In the past 20 years, the number of female-owned businesses in the United States has risen 114 percent. While this statistic is an excellent milestone for business-minded women, the story behind this number reveals some startling truths.
According to a 2018 Inc. article, the reason for the almost exponential increase in women-owned businesses is connected to many of the struggles women face in the workplace. The article highlights a 2017 report that revealed that women are engaging in “necessity entrepreneurship.”
Typically, this would mean that someone launches a business to address an economic need. However, in this case, many women are jumping into business ownership for non-economic reasons such as gender discrimination in the workplace, a desire for greater autonomy, a better work-life balance, and childrearing.
Unfortunately, many women are moving into entrepreneurship because they feel they have no choice. At the same time, these individuals are also facing unique struggles as entrepreneurs. While women may be finding better flexibility and autonomy outside of the workplace, they still may be facing obstacles that hinder their progress. Below are some of the most common issues female entrepreneurs are experiencing and strategies to overcome them.
Lack of Mentorship
Mentors are critical to professional development. Not only do they provide wisdom and knowledge, but they can also connect mentees with influencers in their network. Both characteristics can be incredibly valuable to a female business owner.
Unfortunately, many women have never had a mentor. According to a study by Development Dimensions International (DDI), a Pennsylvania-based global HR consulting firm, 63 percent of their 318-respondent group of businesswomen had never had a mentor.
How to Overcome This: If you are still searching for a mentor, take a look at female-based business affinity groups or even business associations in your city. Many do offer mentorship programs that can connect you with mentors. Also, friendship and alumni networks are critical. A “friend of a friend” may know someone that can fill the role of mentor.
Juggling Business and Family Life
Even though women are taking on careers and working hours that are almost on par with men, most still handle more housework and childrearing activities than men. This practice can make managing the everyday demands of running a business almost impossible. Life can be even more challenging for a woman who is the only parent in the home.
How to Overcome This: An approach to managing family obligations and business demands can vary depending on individual needs. However, a great starting point is taking a day to see where most of their time goes. Spend a week observing your busiest days, your children’s schedules, and the time needed for household duties.
You can then begin to see where you are saving time and where your problem areas are. Unaddressed household chores or errands can take away from your productivity. So, delegate tasks to your partner or older children, and see where you can acquire additional help if need be.
A Lack of Access to Investment Funding
An article from Business Insider France revealed that on average investments in enterprises founded by women were around $935,000, while investments for men were $2.1 million. There is a wide gap in investment and venture capitalist funding for female entrepreneurs.

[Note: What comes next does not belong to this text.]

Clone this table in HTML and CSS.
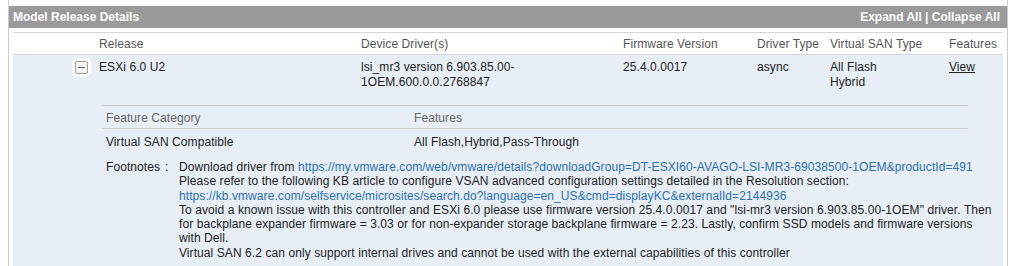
FILE: index.html
```html
<!DOCTYPE html>
<html lang="en">
<head>
    <meta charset="UTF-8">
    <title>Model Release Details</title>
    <link rel="stylesheet" href="styles.css">
</head>
<body>
    <div class="panel">
        <div class="panel-head">
            <span>Model Release Details</span>
            <span>Expand All | Collapse All</span>
        </div>
        <div class="releases">
            <div class="cols col-head">
                <div></div>
                <div>Release</div>
                <div>Device Driver(s)</div>
                <div>Firmware Version</div>
                <div>Driver Type</div>
                <div>Virtual SAN Type</div>
                <div>Features</div>
            </div>
            <div class="release open">
                <div class="cols">
                    <div class="toggle"><span class="minus"></span></div>
                    <div>ESXi 6.0 U2</div>
                    <div>lsi_mr3 version 6.903.85.00-<br>1OEM.600.0.0.2768847</div>
                    <div>25.4.0.0017</div>
                    <div>async</div>
                    <div>All Flash<br>Hybrid</div>
                    <div><a class="view" href="#">View</a></div>
                </div>
                <div class="features">
                    <div class="feat-row feat-head">
                        <div>Feature Category</div>
                        <div>Features</div>
                    </div>
                    <div class="feat-row feat-data">
                        <div>Virtual SAN Compatible</div>
                        <div>All Flash,Hybrid,Pass-Through</div>
                    </div>
                </div>
                <div class="footnotes">
                    <div>Footnotes</div>
                    <div class="colon">:</div>
                    <div>
                        Download driver from <a href="#">https://my.vmware.com/web/vmware/details?downloadGroup=DT-ESXI60-AVAGO-LSI-MR3-69038500-1OEM&amp;productId=491</a><br>
                        Please refer to the following KB article to configure VSAN advanced configuration settings detailed in the Resolution section:<br>
                        <a href="#">https://kb.vmware.com/selfservice/microsites/search.do?language=en_US&amp;cmd=displayKC&amp;externalId=2144936</a><br>
                        To avoid a known issue with this controller and ESXi 6.0 please use firmware version 25.4.0.0017 and "lsi-mr3 version 6.903.85.00-1OEM" driver. Then for backplane expander firmware = 3.03 or for non-expander storage backplane firmware = 2.23. Lastly, confirm SSD models and firmware versions with Dell.<br>
                        Virtual SAN 6.2 can only support internal drives and cannot be used with the external capabilities of this controller
                    </div>
                </div>
            </div>
        </div>
    </div>
</body>
</html>
```

FILE: styles.css
```css
body {
    margin: 0;
    font-family: "Liberation Sans", Arial, sans-serif;
    font-size: 12px;
    letter-spacing: 0.08px;
    color: #222;
    background: #fff;
}
.panel {
    margin: 0 8px;
    padding-top: 6px;
    border-left: 1px solid #ccc;
    border-right: 1px solid #ccc;
    min-height: 300px;
}
.panel-head {
    display: flex;
    justify-content: space-between;
    height: 22px;
    line-height: 23px;
    padding: 0 7px 0 4px;
    background: #9a9a9a;
    color: #fff;
    font-weight: bold;
    letter-spacing: 0;
}
.releases {
    margin: 4px 4px 0 4px;
}
.cols {
    display: grid;
    grid-template-columns: 86px 262px 262px 134px 73px 119px 1fr;
}
.col-head {
    border-top: 1px solid #d6d6d6;
    border-bottom: 1px solid #d6d6d6;
    line-height: 22px;
    height: 21px;
    color: #555;
}
.release {
    background: #e7eef6;
    padding: 5px 0 12px 0;
}
.release .cols {
    line-height: 15px;
}
.toggle {
    display: flex;
    justify-content: flex-end;
    padding-right: 11px;
}
.minus {
    position: relative;
    width: 11px;
    height: 11px;
    margin-top: 1px;
    border: 1px solid #a0a0a0;
    border-radius: 2px;
    background: #f4f4f4;
    box-shadow: 0 0 0 3px #fff;
}
.minus::after {
    content: "";
    position: absolute;
    left: 2px;
    right: 2px;
    top: 5px;
    height: 1px;
    background: #666;
}
.view {
    color: #222;
    text-decoration: underline;
}
.features {
    margin: 15px 35px 0 89px;
}
.feat-row {
    display: grid;
    grid-template-columns: 308px 1fr;
    padding-left: 4px;
    line-height: 23px;
}
.feat-head {
    border-top: 1px solid #d0d0d0;
    border-bottom: 1px solid #d0d0d0;
    line-height: 22px;
    padding-top: 1px;
    height: 21px;
    color: #666;
}
.feat-data {
    padding-top: 2px;
}
.footnotes {
    display: grid;
    grid-template-columns: 56px 17px 1fr;
    margin: 6px 8px 0 93px;
    line-height: 14.3px;
}
.colon {
    padding-left: 3px;
}
.footnotes a {
    color: #2b70b0;
    text-decoration: none;
}
```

However, the same article showed that for every dollar of funding, startups founded by women generated 78 cents for every dollar while men only made 31 cents. Unfortunately, women are fighting a gender perception problem regarding business investment.

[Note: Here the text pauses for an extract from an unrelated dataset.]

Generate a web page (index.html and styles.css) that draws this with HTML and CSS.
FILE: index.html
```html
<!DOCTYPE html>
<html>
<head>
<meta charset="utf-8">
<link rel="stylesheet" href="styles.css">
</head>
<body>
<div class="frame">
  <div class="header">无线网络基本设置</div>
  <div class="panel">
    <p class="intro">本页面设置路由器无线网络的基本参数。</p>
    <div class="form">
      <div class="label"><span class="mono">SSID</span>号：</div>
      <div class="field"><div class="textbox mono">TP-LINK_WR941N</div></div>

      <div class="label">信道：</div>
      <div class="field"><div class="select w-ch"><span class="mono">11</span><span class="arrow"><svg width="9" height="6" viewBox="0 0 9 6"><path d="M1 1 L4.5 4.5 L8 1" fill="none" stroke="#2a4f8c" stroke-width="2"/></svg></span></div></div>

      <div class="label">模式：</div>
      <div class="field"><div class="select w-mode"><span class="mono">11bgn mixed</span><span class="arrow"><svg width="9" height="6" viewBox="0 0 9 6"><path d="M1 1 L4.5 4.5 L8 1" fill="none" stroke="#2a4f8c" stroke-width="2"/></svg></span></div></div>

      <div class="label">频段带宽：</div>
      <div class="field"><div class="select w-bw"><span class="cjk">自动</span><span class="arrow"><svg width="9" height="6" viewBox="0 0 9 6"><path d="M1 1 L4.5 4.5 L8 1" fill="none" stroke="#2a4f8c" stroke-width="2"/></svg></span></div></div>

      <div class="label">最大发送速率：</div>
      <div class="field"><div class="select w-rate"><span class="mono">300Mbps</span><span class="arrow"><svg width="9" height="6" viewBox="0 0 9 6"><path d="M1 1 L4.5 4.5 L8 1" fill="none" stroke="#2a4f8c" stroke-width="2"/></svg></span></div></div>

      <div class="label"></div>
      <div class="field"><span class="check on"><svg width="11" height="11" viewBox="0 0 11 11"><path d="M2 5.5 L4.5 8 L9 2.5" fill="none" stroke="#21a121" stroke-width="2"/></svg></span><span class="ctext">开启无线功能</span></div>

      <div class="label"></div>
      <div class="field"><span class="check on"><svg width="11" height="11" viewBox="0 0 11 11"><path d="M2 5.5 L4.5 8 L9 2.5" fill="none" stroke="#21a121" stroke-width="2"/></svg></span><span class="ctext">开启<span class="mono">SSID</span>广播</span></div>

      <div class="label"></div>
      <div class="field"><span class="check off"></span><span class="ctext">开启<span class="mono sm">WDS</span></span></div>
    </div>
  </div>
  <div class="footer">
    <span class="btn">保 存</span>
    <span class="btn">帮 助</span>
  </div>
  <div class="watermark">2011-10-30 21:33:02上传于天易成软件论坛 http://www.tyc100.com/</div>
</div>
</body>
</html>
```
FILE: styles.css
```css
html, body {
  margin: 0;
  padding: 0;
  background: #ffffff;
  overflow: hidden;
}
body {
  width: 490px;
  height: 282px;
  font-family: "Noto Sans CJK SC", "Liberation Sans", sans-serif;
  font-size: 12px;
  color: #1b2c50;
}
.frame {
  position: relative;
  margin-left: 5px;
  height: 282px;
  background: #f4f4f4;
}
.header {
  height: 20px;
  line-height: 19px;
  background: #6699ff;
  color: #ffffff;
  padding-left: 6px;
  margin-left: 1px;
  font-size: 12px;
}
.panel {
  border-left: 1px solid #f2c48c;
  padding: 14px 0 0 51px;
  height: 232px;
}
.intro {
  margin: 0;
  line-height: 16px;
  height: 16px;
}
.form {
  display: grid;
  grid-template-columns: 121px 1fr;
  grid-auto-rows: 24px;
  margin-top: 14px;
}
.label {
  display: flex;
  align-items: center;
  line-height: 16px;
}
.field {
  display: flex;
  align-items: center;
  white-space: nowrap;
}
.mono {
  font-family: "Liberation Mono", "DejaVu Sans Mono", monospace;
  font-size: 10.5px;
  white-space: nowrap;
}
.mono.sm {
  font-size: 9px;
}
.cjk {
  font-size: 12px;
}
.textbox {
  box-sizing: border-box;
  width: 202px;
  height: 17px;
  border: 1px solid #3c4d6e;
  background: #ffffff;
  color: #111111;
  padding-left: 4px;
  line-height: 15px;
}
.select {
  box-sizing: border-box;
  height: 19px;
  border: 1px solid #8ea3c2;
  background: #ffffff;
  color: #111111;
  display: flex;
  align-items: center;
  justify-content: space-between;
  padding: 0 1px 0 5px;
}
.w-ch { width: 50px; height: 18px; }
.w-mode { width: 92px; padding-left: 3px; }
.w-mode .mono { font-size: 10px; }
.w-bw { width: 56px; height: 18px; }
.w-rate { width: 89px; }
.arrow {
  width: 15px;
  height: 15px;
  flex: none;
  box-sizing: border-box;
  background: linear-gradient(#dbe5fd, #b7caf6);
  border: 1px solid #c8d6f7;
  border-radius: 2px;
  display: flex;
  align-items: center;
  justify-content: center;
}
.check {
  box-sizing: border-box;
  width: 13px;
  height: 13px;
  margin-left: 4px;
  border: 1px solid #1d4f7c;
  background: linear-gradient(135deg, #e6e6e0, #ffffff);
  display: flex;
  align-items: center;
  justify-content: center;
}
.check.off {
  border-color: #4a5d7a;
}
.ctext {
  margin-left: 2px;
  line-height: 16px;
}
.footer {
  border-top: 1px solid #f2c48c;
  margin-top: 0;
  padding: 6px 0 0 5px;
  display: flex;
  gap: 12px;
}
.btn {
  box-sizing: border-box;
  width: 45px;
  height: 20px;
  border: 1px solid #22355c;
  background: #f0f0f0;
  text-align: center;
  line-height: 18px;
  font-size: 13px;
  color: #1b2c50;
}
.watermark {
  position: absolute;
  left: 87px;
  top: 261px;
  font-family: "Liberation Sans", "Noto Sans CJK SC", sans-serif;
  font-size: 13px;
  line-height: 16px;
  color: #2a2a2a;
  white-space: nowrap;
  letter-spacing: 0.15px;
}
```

How to Overcome This: Many female investors have realized this funding gap and have developed firms to fund women entrepreneurs. There are a variety of female venture capitalist firms that have emerged over the last decade.

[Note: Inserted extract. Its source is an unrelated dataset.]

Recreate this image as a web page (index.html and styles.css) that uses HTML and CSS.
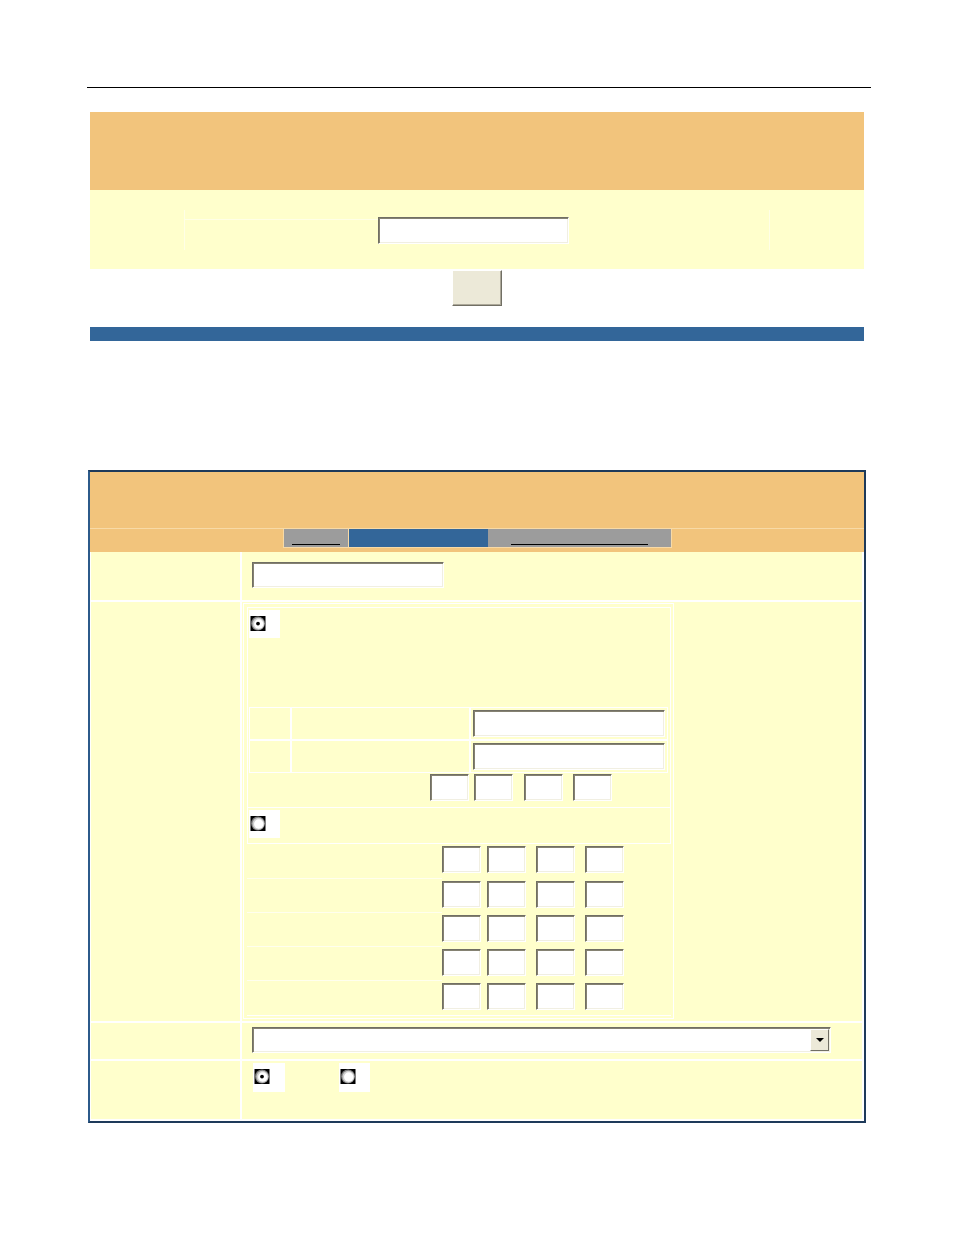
FILE: index.html
```html
<!DOCTYPE html>
<html>
<head>
<meta charset="utf-8">
<title>Form</title>
<link rel="stylesheet" href="styles.css">
</head>
<body>
<div class="page">
  <div class="rule"></div>

  <section class="panel1">
    <div class="p1-head"></div>
    <div class="p1-row">
      <div class="p1-table">
        <div class="p1-label"></div>
        <input type="text" class="txt w191">
      </div>
    </div>
    <div class="p1-actions"><button class="btn" type="button"></button></div>
    <div class="bluebar"></div>
  </section>

  <section class="panel2">
    <div class="p2-head"></div>
    <div class="tabrow">
      <div class="tabs">
        <div class="tab tab-a"><span class="uline ul-a"></span></div>
        <div class="tab-sep"></div>
        <div class="tab tab-b"></div>
        <div class="tab tab-c"><span class="uline ul-c"></span></div>
      </div>
    </div>

    <div class="form">
      <div class="cell"></div>
      <div class="cell val-1"><input type="text" class="txt w192"></div>

      <div class="cell"></div>
      <div class="cell">
        <div class="outer-box">
          <div class="inner-box">
            <div class="radio-area">
              <span class="rbox"><svg class="radio" viewBox="0 0 16 16" width="16" height="15"><rect width="16" height="16" fill="#000"/><circle cx="8" cy="8" r="7.4" fill="#7e7e7e"/><circle cx="8.4" cy="8.3" r="6.4" fill="#cfcfcf"/><circle cx="8.8" cy="8.5" r="5" fill="#fff"/><circle cx="8" cy="8" r="2" fill="#000"/></svg></span>
            </div>
            <div class="subtable">
              <div class="sc"></div><div class="sc"></div><div class="sc sc-in"><input type="text" class="txt w192 h27"></div>
              <div class="sc"></div><div class="sc"></div><div class="sc sc-in"><input type="text" class="txt w192 h27"></div>
            </div>
            <div class="quad-row">
              <div></div>
              <input type="text" class="txt sq">
              <input type="text" class="txt sq">
              <input type="text" class="txt sq">
              <input type="text" class="txt sq">
            </div>
            <div class="radio-row">
              <span class="rbox"><svg class="radio" viewBox="0 0 16 16" width="16" height="15"><rect width="16" height="16" fill="#000"/><circle cx="8" cy="8" r="7.4" fill="#7e7e7e"/><circle cx="8.4" cy="8.3" r="6.4" fill="#cfcfcf"/><circle cx="8.8" cy="8.5" r="5" fill="#fff"/></svg></span>
            </div>
          </div>
          <div class="grid-sec">
            <div class="gl"></div><input type="text" class="txt sq"><input type="text" class="txt sq"><input type="text" class="txt sq"><input type="text" class="txt sq"><div></div>
            <div class="gl"></div><input type="text" class="txt sq"><input type="text" class="txt sq"><input type="text" class="txt sq"><input type="text" class="txt sq"><div></div>
            <div class="gl"></div><input type="text" class="txt sq"><input type="text" class="txt sq"><input type="text" class="txt sq"><input type="text" class="txt sq"><div></div>
            <div class="gl"></div><input type="text" class="txt sq"><input type="text" class="txt sq"><input type="text" class="txt sq"><input type="text" class="txt sq"><div></div>
            <div class="gl gl-last"></div><input type="text" class="txt sq"><input type="text" class="txt sq"><input type="text" class="txt sq"><input type="text" class="txt sq"><div></div>
          </div>
        </div>
      </div>

      <div class="cell"></div>
      <div class="cell val-3">
        <div class="select">
          <div class="sel-field"></div>
          <div class="sel-btn"><span class="arrow"></span></div>
        </div>
      </div>

      <div class="cell"></div>
      <div class="cell val-4">
        <span class="rbox rbox-w"><svg class="radio" viewBox="0 0 16 16" width="16" height="15"><rect width="16" height="16" fill="#000"/><circle cx="8" cy="8" r="7.4" fill="#7e7e7e"/><circle cx="8.4" cy="8.3" r="6.4" fill="#cfcfcf"/><circle cx="8.8" cy="8.5" r="5" fill="#fff"/><circle cx="8" cy="8" r="2" fill="#000"/></svg></span>
        <span class="rbox"><svg class="radio" viewBox="0 0 16 16" width="16" height="15"><rect width="16" height="16" fill="#000"/><circle cx="8" cy="8" r="7.4" fill="#7e7e7e"/><circle cx="8.4" cy="8.3" r="6.4" fill="#cfcfcf"/><circle cx="8.8" cy="8.5" r="5" fill="#fff"/></svg></span>
      </div>
    </div>
  </section>
</div>
</body>
</html>
```
FILE: styles.css
```css
* { box-sizing: border-box; }
body { margin: 0; background: #fff; font-family: "Liberation Sans", Arial, sans-serif; font-size: 12px; }

.page { padding-top: 87px; }
.rule { margin-left: 87px; width: 784px; height: 1px; background: #000; }

/* generic XP-like controls */
.txt {
  display: block; margin: 0; padding: 0;
  background: #fff;
  border: 1px solid; border-color: #716F64 #fff #fff #716F64;
  box-shadow: inset 1px 1px 0 #858272, inset -1px -1px 0 #F1EFE2;
  font: inherit; outline: none;
}
.w191 { width: 191px; height: 27px; }
.w192 { width: 192px; height: 26px; }
.h27 { height: 27px; }
.sq { width: 39px; height: 27px; }

.btn {
  width: 50px; height: 36px; padding: 0; margin: 0;
  background: #ECE9D8;
  border: 1px solid; border-color: #fff #716F64 #716F64 #fff;
  box-shadow: inset -1px -1px 0 #ACA899;
}

/* panel 1 */
.panel1 { margin: 24px 0 0 90px; width: 774px; }
.p1-head { height: 78px; background: #F2C47C; }
.p1-row { height: 79px; background: #FFFFCC; padding-top: 20px; }
.p1-table {
  display: flex; align-items: center;
  margin-left: 94px; width: 586px; height: 40px;
  border-left: 1px solid #FFFFE6; border-right: 1px solid #FFFFE6;
}
.p1-label { align-self: flex-end; width: 193px; height: 31px; border-top: 1px solid #FFFFE6; }
.p1-actions { height: 37px; padding-top: 1px; display: flex; justify-content: center; }
.bluebar { margin-top: 21px; height: 14px; background: #336699; }

/* panel 2 */
.panel2 {
  margin: 129px 0 0 88px; width: 778px;
  border: 2px solid #1E3A5A; border-left-color: #2C5A8A;
}
.p2-head { height: 57px; background: #F2C47C; border-bottom: 1px solid #F8DAA6; }
.tabrow { height: 23px; background: #F2C47C; display: flex; justify-content: center; }
.tabs {
  display: flex; height: 19px; width: 389px;
  border: 1px solid #F8DAA6; border-top: 0;
}
.tab { height: 18px; display: flex; justify-content: center; align-items: flex-end; padding-bottom: 2px; }
.tab-a { width: 64px; background: #9C9C9C; }
.tab-sep { width: 1px; background: #F8DAA6; }
.tab-b { width: 139px; background: #336699; }
.tab-c { width: 183px; background: #9C9C9C; }
.uline { display: block; height: 1px; background: #000; }
.ul-a { width: 48px; }
.ul-c { width: 137px; }

.form {
  background: #fff;
  padding: 0 2px 2px 1px;
  display: grid;
  grid-template-columns: 149px 620px;
  grid-template-rows: 48px 419px 36px 58px;
  gap: 2px;
}
.cell { background: #FFFFCC; }
.val-1 { padding: 10px 0 0 10px; }

.outer-box {
  margin: 1px 0 0 1px; width: 431px; height: 416px;
  border: 1px solid #fff;
  padding: 3px 2px 2px 3px;
}
.inner-box { border: 1px solid #fff; height: 237px; }
.radio-area { height: 99px; padding: 2px 0 0 1px; }
.rbox { display: inline-block; vertical-align: top; width: 31px; height: 28px; background: #fff; padding: 6px 0 0 1px; }
.radio { display: block; }

.subtable {
  margin-left: 1px; width: 419px;
  background: #fff; padding: 1px; gap: 2px;
  display: grid; grid-template-columns: 40px 177px 196px; grid-template-rows: 31px 31px;
}
.sc { background: #FFFFCC; }
.sc-in { padding: 2px; }

.quad-row {
  height: 34px; padding-top: 1px;
  display: grid; grid-template-columns: 182px 44px 50px 49px 1fr; align-items: start;
}
.radio-row { height: 36px; border-top: 1px solid #fff; padding: 2px 0 0 1px; }

.grid-sec {
  height: 172px; border-bottom: 1px solid #fff;
  display: grid;
  grid-template-columns: 195px 45px 49px 49px 39px 1fr;
  grid-template-rows: 35px 34px 34px 34px 34px;
  align-items: start;
}
.grid-sec .txt { margin-top: 2px; }
.gl { height: 100%; border-bottom: 1px solid #FFFFEE; }
.gl-last { border-bottom: 0; }

.val-3 { padding: 4px 0 0 10px; }
.select {
  display: flex; width: 579px; height: 26px;
  background: #fff;
  border: 1px solid; border-color: #716F64 #fff #fff #716F64;
  box-shadow: inset 1px 1px 0 #858272, inset -1px -1px 0 #F1EFE2;
  padding: 1px;
}
.sel-field { flex: 1; }
.sel-btn {
  width: 19px; height: 22px;
  background: #ECE9D8;
  border: 1px solid; border-color: #fff #716F64 #716F64 #fff;
  display: flex; justify-content: center; align-items: center;
}
.arrow { width: 0; height: 0; border-left: 4px solid transparent; border-right: 4px solid transparent; border-top: 4px solid #000; }

.val-4 { padding: 2px 0 0 11px; display: flex; align-items: flex-start; gap: 54px; }
.val-4 .rbox { height: 29px; }
.rbox-w { width: 32px; }
```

So, see if one of these are in your area. There are also resources like the Female Founders Fund, Backstage Capital, and Women’s VC Fund that provide funding for women and underrepresented groups. Also, be sure to create relationships with potential funders. Research and attend pitch competitions, and business accelerator events in your area as many venture capitalist should be in attendance.
Recognizing The Value You Provide
A professor of social psychology at NYU asked 64 women and 68 men to compose an essay about computer shopping. When both groups were asked how much they would pay someone to produce the same composition, women paid themselves 18 percent less than men even though their work was seen as equal by other reviewers. Typically, women undervalue their skills and services when compared to men. This study easily translates over to business, as women may be more likely to undershoot their pricing. This activity can make it challenging for women to profit from their company.
How to Overcome This: Take a look at your skills and the services you provide and begin to get a feel for the typical costs for your service. This process allows you to have the confidence to ask for what you are worth. Also, feel confident in the fact that you know your business better than anyone. If you have done the work, learned about your industry, and invested in your learning, then you should feel prepared to talk to clients and investors.
Female entrepreneurship is on the rise. However, women are pursuing business ownership out of necessity. In addition to this, many are finding that they are facing unique struggles that male business owners may not encounter similarly.
While these difficulties will arise, the good news is that there are steps women can take to tackle these problems. Hopefully, as more women step into entrepreneurship, many of the struggles above will evolve into issues that are more manageable or even non-existent.